Even though five or six dogs tearing into a coon in the glow of their owners' hunting lights in the night woods do make a glorious tangle of color—redbone, bluetick, black and tan, treeing Walker and various brindles such as English and Plott—the killing of a coon by dogs is one of the uglier, not to mention least equitable, sporting scenes. The coon makes crazed hissing noises and the dogs seem to despise it. The justification given by coon hunters is this: if the dogs don't get to fight a coon every now and then they will lose interest in the sport. And the point of most coon hunting is not killing coons. It is the feeling of getting close to animals. Not closeness to the coon so much, though many coon hunters take pride in their ability to climb any tree a coon can.

"Bob finally made it to the swaying top," reports Nick Sisley of Apollo, Pa. in American Cooner magazine, "and after some poking was able to knock out the coon—alive. It hit the ground and four dogs piled in. Men were grabbing dogs, and dogs were biting anything that looked like fur. Woe the fellows with a little hair on the back of their hands."

And then there is the musical aspect. Kelly Bragg of Hinton, W. Va., advertising in American Cooner some pups sired by his dog Blue III, writes, "I would rather hear Blue III open at night than to hear Tennessee Ernie sing Peace in the Valley."

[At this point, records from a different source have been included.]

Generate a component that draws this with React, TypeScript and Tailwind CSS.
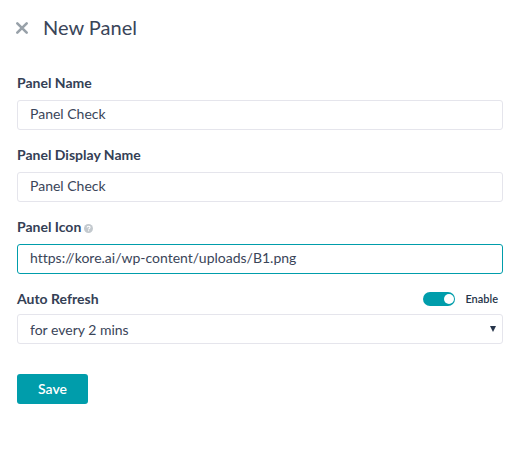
import { useState, type ReactNode } from "react";

const labelClass = "text-sm leading-5 font-bold text-[#344055]";
const controlClass =
  "h-[30px] w-full rounded-[3px] border border-[#e5e5ec] bg-white px-3 text-sm text-[#3a4559] outline-none focus:border-[#009dab]";

function HelpIcon() {
  return (
    <svg viewBox="0 0 9 9" className="mt-[2px] size-[9px]" aria-hidden="true">
      <circle cx="4.5" cy="4.5" r="4.5" fill="#c3c9ce" />
      <path d="M3.1 3.6C3.1 1.8 6 1.8 6 3.5C6 4.5 4.6 4.4 4.6 5.4M4.6 6.2V7.2" fill="none" stroke="#fff" strokeWidth="1.1" />
    </svg>
  );
}

function TextField({
  id,
  label,
  initial,
  active = false,
  help,
}: {
  id: string;
  label: string;
  initial: string;
  active?: boolean;
  help?: ReactNode;
}) {
  const [value, setValue] = useState(initial);
  return (
    <div className="flex flex-col gap-[7px]">
      <div className="flex items-center gap-[3px]">
        <label htmlFor={id} className={labelClass}>
          {label}
        </label>
        {help}
      </div>
      <input
        id={id}
        type="text"
        value={value}
        onChange={(e) => setValue(e.target.value)}
        className={active ? `${controlClass} border-[#009dab]! pb-[3px]` : `${controlClass} pb-[3px]`}
      />
    </div>
  );
}

export default function App() {
  const [enabled, setEnabled] = useState(true);
  const [interval, setInterval] = useState("2");

  return (
    <main className="min-h-screen bg-white pt-[11px] pr-5 pb-8 pl-[17px] font-['Lato',sans-serif] text-[#26344a] [font-variant-ligatures:none]">
      <header className="flex items-center gap-[14px]">
        <button type="button" aria-label="Close">
          <svg viewBox="0 0 12 12" className="size-3 overflow-visible" aria-hidden="true">
            <path d="M0.3 2.3L9.7 11.7M9.7 2.3L0.3 11.7" stroke="#98a1a9" strokeWidth="2.6" strokeLinecap="round" />
          </svg>
        </button>
        <h1 className="text-xl leading-8 text-[#3a4559]">New Panel</h1>
      </header>

      <form className="mt-[30px]" onSubmit={(e) => e.preventDefault()}>
        <div className="flex flex-col gap-[15px]">
          <TextField id="name" label="Panel Name" initial="Panel Check" />
          <TextField id="display-name" label="Panel Display Name" initial="Panel Check" />
          <TextField
            id="icon"
            label="Panel Icon"
            initial="https://kore.ai/wp-content/uploads/B1.png"
            active
            help={<HelpIcon />}
          />
          <div className="flex flex-col gap-[5px]">
            <div className="flex items-center justify-between">
              <label htmlFor="refresh" className={labelClass}>
                Auto Refresh
              </label>
              <label className="flex items-center gap-[10px] pr-[5px] text-[11px] leading-5 font-semibold">
                <input
                  type="checkbox"
                  role="switch"
                  checked={enabled}
                  onChange={(e) => setEnabled(e.target.checked)}
                  className="flex h-[14px] w-8 appearance-none items-center rounded-full bg-[#c3c9ce] px-px before:size-[10px] before:rounded-full before:bg-white checked:justify-end checked:bg-[#009dab]"
                />
                Enable
              </label>
            </div>
            <div className="relative">
              <select
                id="refresh"
                value={interval}
                onChange={(e) => setInterval(e.target.value)}
                className={`${controlClass} appearance-none pt-[2px]`}
              >
                <option value="2">for every 2 mins</option>
                <option value="5">for every 5 mins</option>
                <option value="10">for every 10 mins</option>
              </select>
              <svg
                viewBox="0 0 6 6"
                className="pointer-events-none absolute top-3 right-[7px] size-[6px]"
                aria-hidden="true"
              >
                <path d="M0 0H6L3 6Z" fill="#26344a" />
              </svg>
            </div>
          </div>
        </div>
        <button
          type="submit"
          className="mt-[30px] h-[30px] rounded-[3px] bg-[#009dab] px-[21px] text-sm font-semibold text-white"
        >
          Save
        </button>
      </form>
    </main>
  );
}
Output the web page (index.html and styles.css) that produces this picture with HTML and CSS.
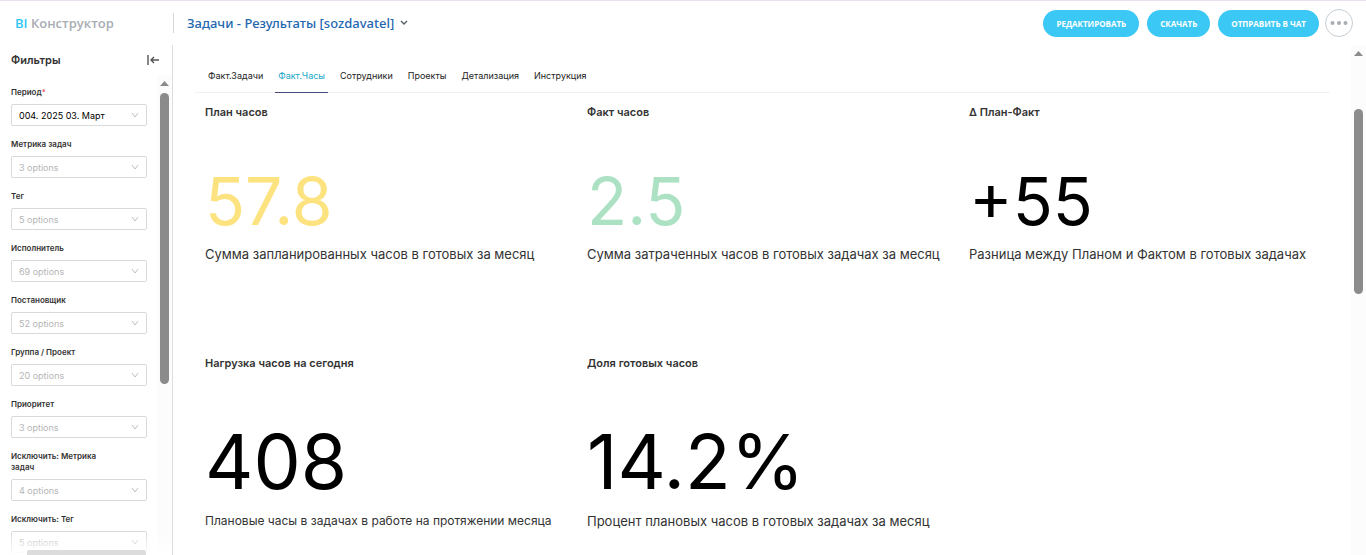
FILE: index.html
```html
<!DOCTYPE html>
<html lang="ru">

<head>
    <meta charset="UTF-8">
    <meta name="viewport" content="width=device-width, initial-scale=1.0">
    <title>BI Конструктор</title>
    <link rel="stylesheet" href="styles.css">
</head>

<body>

    <header class="header">
        <div class="logo"><span>BI</span> Конструктор</div>
        <button class="dashboard-name">
            Задачи - Результаты [sozdavatel]
            <svg width="8" height="6" viewBox="0 0 8 6"><path d="M1 1l3 3 3-3" fill="none" stroke="#535c69" stroke-width="1.4"/></svg>
        </button>
        <div class="actions">
            <button class="btn">РЕДАКТИРОВАТЬ</button>
            <button class="btn">СКАЧАТЬ</button>
            <button class="btn">ОТПРАВИТЬ В ЧАТ</button>
            <button class="more" aria-label="Ещё">
                <svg width="18" height="4" viewBox="0 0 18 4" fill="#a8adb4"><circle cx="2.5" cy="2" r="2"/><circle cx="9" cy="2" r="2"/><circle cx="15.5" cy="2" r="2"/></svg>
            </button>
        </div>
    </header>

    <div class="container">
        <aside class="sidebar">
            <div class="sidebar-head">
                <h2>Фильтры</h2>
                <button class="collapse" aria-label="Свернуть">
                    <svg width="12" height="10" viewBox="0 0 12 10" fill="none" stroke="#555" stroke-width="1.4"><path d="M1 0v10M12 5H4M7 2L4 5l3 3"/></svg>
                </button>
            </div>
            <div class="sidebar-body">
                <form class="filters">
                    <div class="filter">
                        <label for="period">Период<span class="required">*</span></label>
                        <div class="select-box">
                            <select id="period" class="filled"><option>004. 2025 03. Март</option></select>
                            <svg class="arrow" viewBox="0 0 8 6"><path d="M1 1l3 4 3-4"/></svg>
                        </div>
                    </div>
                    <div class="filter">
                        <label for="metric">Метрика задач</label>
                        <div class="select-box">
                            <select id="metric"><option>3 options</option></select>
                            <svg class="arrow" viewBox="0 0 8 6"><path d="M1 1l3 4 3-4"/></svg>
                        </div>
                    </div>
                    <div class="filter">
                        <label for="tag">Тег</label>
                        <div class="select-box">
                            <select id="tag"><option>5 options</option></select>
                            <svg class="arrow" viewBox="0 0 8 6"><path d="M1 1l3 4 3-4"/></svg>
                        </div>
                    </div>
                    <div class="filter">
                        <label for="executor">Исполнитель</label>
                        <div class="select-box">
                            <select id="executor"><option>69 options</option></select>
                            <svg class="arrow" viewBox="0 0 8 6"><path d="M1 1l3 4 3-4"/></svg>
                        </div>
                    </div>
                    <div class="filter">
                        <label for="author">Постановщик</label>
                        <div class="select-box">
                            <select id="author"><option>52 options</option></select>
                            <svg class="arrow" viewBox="0 0 8 6"><path d="M1 1l3 4 3-4"/></svg>
                        </div>
                    </div>
                    <div class="filter">
                        <label for="group">Группа / Проект</label>
                        <div class="select-box">
                            <select id="group"><option>20 options</option></select>
                            <svg class="arrow" viewBox="0 0 8 6"><path d="M1 1l3 4 3-4"/></svg>
                        </div>
                    </div>
                    <div class="filter">
                        <label for="priority">Приоритет</label>
                        <div class="select-box">
                            <select id="priority"><option>3 options</option></select>
                            <svg class="arrow" viewBox="0 0 8 6"><path d="M1 1l3 4 3-4"/></svg>
                        </div>
                    </div>
                    <div class="filter">
                        <label for="notMetric">Исключить: Метрика задач</label>
                        <div class="select-box">
                            <select id="notMetric"><option>4 options</option></select>
                            <svg class="arrow" viewBox="0 0 8 6"><path d="M1 1l3 4 3-4"/></svg>
                        </div>
                    </div>
                    <div class="filter">
                        <label for="notTag">Исключить: Тег</label>
                        <div class="select-box">
                            <select id="notTag"><option>5 options</option></select>
                            <svg class="arrow" viewBox="0 0 8 6"><path d="M1 1l3 4 3-4"/></svg>
                        </div>
                    </div>
                </form>
                <div class="scrollbar">
                    <svg width="9" height="5" viewBox="0 0 9 5"><path d="M0 5L4.500 0 9 5z" fill="#8b8b8b"/></svg>
                    <div class="thumb thumb-filters"></div>
                </div>
            </div>
            <div class="sidebar-footer"><div class="apply"></div></div>
        </aside>

        <main class="content">
            <nav class="tabs">
                <a href="#">Факт.Задачи</a>
                <a href="#" class="active">Факт.Часы</a>
                <a href="#">Сотрудники</a>
                <a href="#">Проекты</a>
                <a href="#">Детализация</a>
                <a href="#">Инструкция</a>
            </nav>
            <div class="cards">
                <section class="card">
                    <h3>План часов</h3>
                    <div class="value yellow">57.8</div>
                    <p>Сумма запланированных часов в готовых за месяц</p>
                </section>
                <section class="card">
                    <h3>Факт часов</h3>
                    <div class="value green">2.5</div>
                    <p>Сумма затраченных часов в готовых задачах за месяц</p>
                </section>
                <section class="card">
                    <h3>Δ План-Факт</h3>
                    <div class="value">+55</div>
                    <p>Разница между Планом и Фактом в готовых задачах</p>
                </section>
                <section class="card large">
                    <h3>Нагрузка часов на сегодня</h3>
                    <div class="value">408</div>
                    <p class="small">Плановые часы в задачах в работе на протяжении месяца</p>
                </section>
                <section class="card large">
                    <h3>Доля готовых часов</h3>
                    <div class="value">14.2%</div>
                    <p>Процент плановых часов в готовых задачах за месяц</p>
                </section>
            </div>
        </main>
        <div class="scrollbar page-scrollbar">
            <svg width="9" height="5" viewBox="0 0 9 5"><path d="M0 5L4.500 0 9 5z" fill="#8b8b8b"/></svg>
            <div class="thumb thumb-page"></div>
        </div>
    </div>

</body>

</html>
```
FILE: styles.css
```css
* {
    box-sizing: border-box;
}

body {
    margin: 0;
    height: 100vh;
    display: flex;
    flex-direction: column;
    overflow: hidden;
    background-color: #fff;
    border-top: 1px solid #eadfec;
    font-family: Inter, "Liberation Sans", sans-serif;
    color: #333;
}

button {
    font-family: inherit;
    border: none;
    background: none;
    padding: 0;
    cursor: pointer;
}

h2, h3, p {
    margin: 0;
}

.header {
    display: flex;
    align-items: center;
    height: 44px;
    flex-shrink: 0;
    padding: 0 13px 0 15px;
    font-family: "Open Sans", "Noto Sans", sans-serif;
}

.logo {
    width: 158px;
    font-size: 13px;
    font-weight: 600;
    color: #a8adb4;
}

.logo span {
    color: #2fc6f6;
}

.dashboard-name {
    display: flex;
    align-items: center;
    gap: 6px;
    height: 20px;
    padding-left: 13px;
    border-left: 1px solid #d5d7da;
    font-family: "Noto Sans", sans-serif;
    font-size: 13px;
    font-weight: 500;
    color: #1f67b0;
}

.actions {
    display: flex;
    align-items: center;
    gap: 8px;
    margin-left: auto;
}

.btn {
    height: 27px;
    padding: 0 13px;
    border-radius: 14px;
    background-color: #3bc8f5;
    color: #fff;
    font-size: 8px;
    font-weight: 700;
}

.more {
    display: flex;
    align-items: center;
    justify-content: center;
    width: 28px;
    height: 28px;
    margin-left: -2px;
    border: 1px solid #c6cdd3;
    border-radius: 50%;
}

.container {
    display: flex;
    flex: 1;
    min-height: 0;
}

.sidebar {
    position: relative;
    display: flex;
    flex-direction: column;
    width: 173px;
    flex-shrink: 0;
    border-right: 1px solid #dedede;
}

.sidebar-head {
    display: flex;
    align-items: center;
    justify-content: space-between;
    height: 30px;
    padding: 0 13px 0 11px;
    flex-shrink: 0;
}

.sidebar-head h2 {
    font-size: 11px;
    font-weight: 600;
}

.collapse {
    display: flex;
}

.sidebar-body {
    display: flex;
    justify-content: space-between;
    flex: 1;
    min-height: 0;
}

.filters {
    width: 147px;
    padding: 12px 0 0 11px;
    overflow: hidden;
}

.filter {
    margin-bottom: 13px;
}

.filter:last-child {
    margin-bottom: 0;
}

.filter label {
    display: block;
    width: 110px;
    margin-bottom: 6px;
    font-size: 8px;
    font-weight: 600;
    line-height: 11px;
}

.required {
    color: #e04355;
    font-weight: 400;
}

.select-box {
    display: grid;
    align-items: center;
}

.select-box select {
    grid-area: 1 / 1;
    width: 100%;
    height: 22px;
    padding: 0 7px;
    appearance: none;
    border: 1px solid #d9d9d9;
    border-radius: 2px;
    background-color: #fff;
    font-family: inherit;
    font-size: 9px;
    color: #b5b5b5;
}

.select-box select.filled {
    color: #000;
}

.arrow {
    grid-area: 1 / 1;
    justify-self: end;
    width: 8px;
    height: 6px;
    margin-right: 8px;
    fill: none;
    stroke: #bfbfbf;
    pointer-events: none;
}

.scrollbar {
    display: flex;
    flex-direction: column;
    align-items: center;
    gap: 7px;
    width: 15px;
    padding-top: 6px;
    background-color: #fcfcfc;
}

.page-scrollbar {
    flex-shrink: 0;
}

.thumb {
    width: 9px;
    border-radius: 5px;
    background-color: #8b8b8b;
}

.thumb-filters {
    height: 291px;
}

.thumb-page {
    height: 185px;
    margin-top: 46px;
}

/* fade over the list, with the edge of the apply button under it */
.sidebar-footer {
    position: absolute;
    left: 0;
    right: 0;
    bottom: 0;
    height: 24px;
    display: flex;
    align-items: flex-end;
    padding: 0 26px 0 27px;
    background: linear-gradient(rgba(255, 255, 255, 0), #fff);
}

.apply {
    flex: 1;
    height: 5px;
    border-radius: 2px 2px 0 0;
    background-color: #dcdcdc;
}

.content {
    flex: 1;
    min-width: 0;
    padding-top: 15px;
}

.tabs {
    display: flex;
    gap: 9px;
    margin: 0 21px 0 22px;
    padding-left: 10px;
    border-bottom: 1px solid #f0f0f0;
}

.tabs a {
    height: 33px;
    margin-bottom: -1px;
    padding: 0 3px;
    border-bottom: 1px solid transparent;
    line-height: 32px;
    font-size: 9px;
    color: #222;
    text-decoration: none;
}

.tabs a.active {
    color: #20a7c9;
    border-bottom-color: #45487a;
}

.cards {
    display: grid;
    grid-template-columns: repeat(3, 1fr);
    grid-template-rows: 251px auto;
    padding: 12px 0 0 32px;
}

.card h3 {
    font-size: 11px;
    font-weight: 600;
    line-height: 14px;
}

.value {
    margin-top: 42px;
    font-size: 66px;
    line-height: 80px;
    color: #000;
}

.value.yellow {
    color: #fde380;
}

.value.green {
    color: #ace1c4;
}

.card p {
    margin-top: 4px;
    font-size: 13px;
    line-height: 18px;
}

.card.large .value {
    margin-top: 52px;
    font-size: 75px;
}

.card.large p {
    margin-top: 10px;
}

.card p.small {
    font-size: 12px;
}
```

To "open," it should be explained, is to begin "bawling" or "giving out that mountain music." And that music not only charms, it communicates: "...for when Blue III opens," continues Kelly Bragg, "he is moving on, and a coon is going to climb."

That is something: to catch the exact drift of a dog way off in the distance, maybe two or three miles, in the dark, in wild country, following its instincts and training through thick cover, running as hard as it can. A good many men go coon hunting three or four or five nights a week, sometimes all night long, in good weather and bad, year-round. "In 1964 me and my wife got into it about coon hunting," says John L. Smith of Garland, Texas, a dry-wall contractor and father of four. "She got mad and said, 'All right, you just go on and hunt, then!' 'Well, that's good,' I said. I hunted 42 nights in a row, and she never said anything more about it."

Neither coon meat nor coonskins are of much economic value today, and many inveterate coon hunters profess never to have tasted coon. Even most of those who prize the meat highly—barbecued or baked with collards and sweet potatoes—look down on the kind of dog that is best for a meat hunt.

Such a dog is known as a silent or semisilent cooner. Low-bred, maybe three-fourths cur, the silent or semisilent dog sneaks up on a coon with little warning and is therefore more likely to make it settle for a low tree. The dog will then be held back while the hunter shoots and retrieves the coon. Not much pleasure to that.

For the pleasure hunt, a few friends go out in the woods at nightfall with their dogs, turn them loose, build a fire and sit down on a log to tell stories and listen for the dogs to tune up. It is best if the dogs strike the trail of a strong, wily and experienced coon that will lead a long and melodious chase.

Melodious because as soon as the dogs pick up the scent they begin to bawl, and they continue to bawl—"aooo, aooo," each dog in its own distinctive tone—until the coon is treed. The hunters know when the dogs are "on tree," because the dogs so signify by changing the music. Ideally a dog will "chop" on tree: a brisk, tenacious "yo yo yo...yo yo yo," or "rowa rowa rowa uh rowa rowa uh rowa," or "hru hru hru...hru hru...hru hru hru." The pattern varies.